Nuestra historia no termina en el dolor. Aunque la tristeza y la ansiedad quieran convencernos de lo contrario, siempre hay un capítulo más, siempre hay una página nueva que escribir. Lo que hoy parece insoportable mañana puede ser el testimonio que inspire a alguien más. Así como Enós, que encontró paz tras una larga noche de oración, nosotros también podemos hallar respuestas después de días de lucha silenciosa.
El futuro que nos espera no es uno de condena, sino de esperanza. La promesa divina es clara: “Enjugará Dios toda lágrima de los ojos de ellos; y ya no habrá muerte, ni habrá más llanto, ni clamor, ni dolor; porque las primeras cosas pasaron” (Apocalipsis 21:4). Esa promesa nos invita a no quedarnos atrapados en la oscuridad, sino a mirar hacia adelante con confianza, porque el dolor no será eterno, pero la paz sí lo será.
Si hoy te encuentras atravesando tu momento más difícil, recuerda que cada paso que das es una declaración de valentía.

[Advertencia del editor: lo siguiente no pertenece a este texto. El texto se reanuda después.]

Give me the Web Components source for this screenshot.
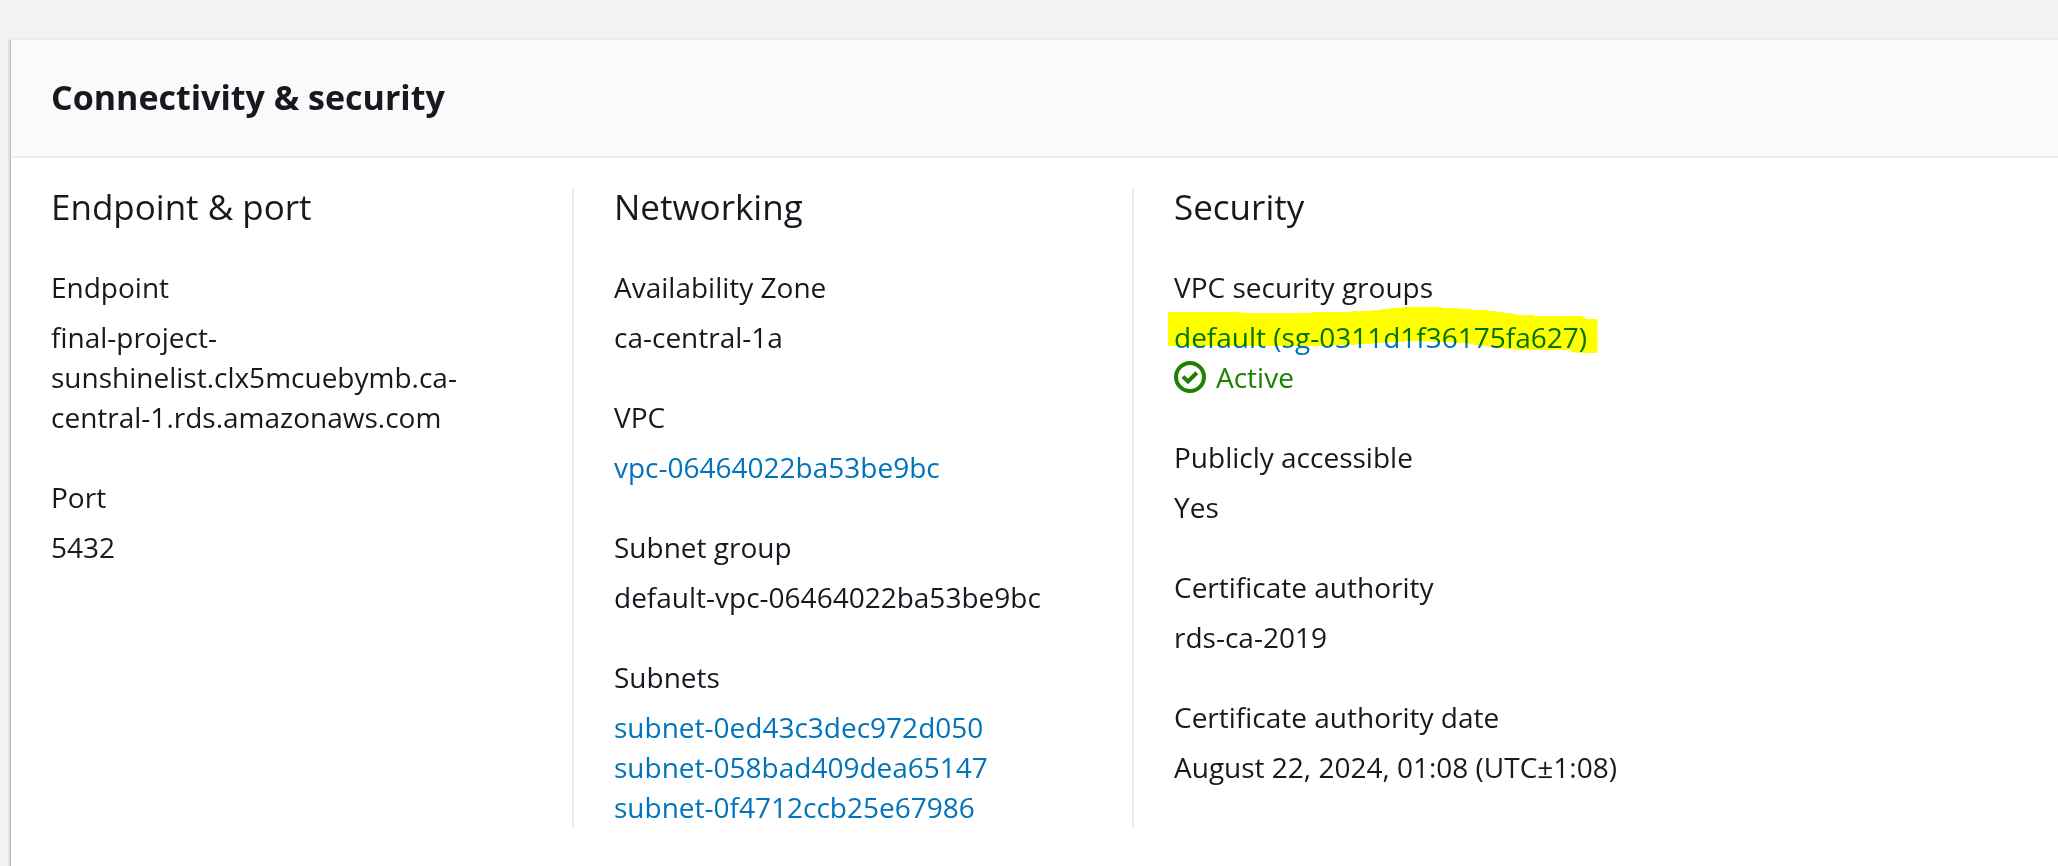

Que tus lágrimas no son invisibles para Aquel que te conoce mejor que nadie. Que tu silencio no es un vacío, sino una oración que llega al cielo aun cuando no logras pronunciar palabras. Que tus batallas ocultas son reconocidas en la eternidad y que cada esfuerzo por seguir adelante tiene un valor incalculable.
Y cuando mires atrás, descubrirás que no caminaste solo. Verás huellas divinas junto a las tuyas, sentirás que tu dolor no fue ignorado, sino transformado en fortaleza. Aprenderás que la fe no consiste en tener todas las respuestas, sino en confiar aunque no las tengamos. Comprenderás que tu vida, con todas sus pruebas, es parte de un plan eterno diseñado con amor infinito. Y entonces, podrás repetir con certeza lo que una vez declaró un profeta: “Sé que Dios me dará fuerzas para soportar lo que venga, porque su gracia es suficiente”.
Así, aunque el mundo parezca oscuro, aunque las lágrimas no cesen, aunque el silencio sea profundo, confía en que la mañana llegará. Y cuando llegue, todo estará bien.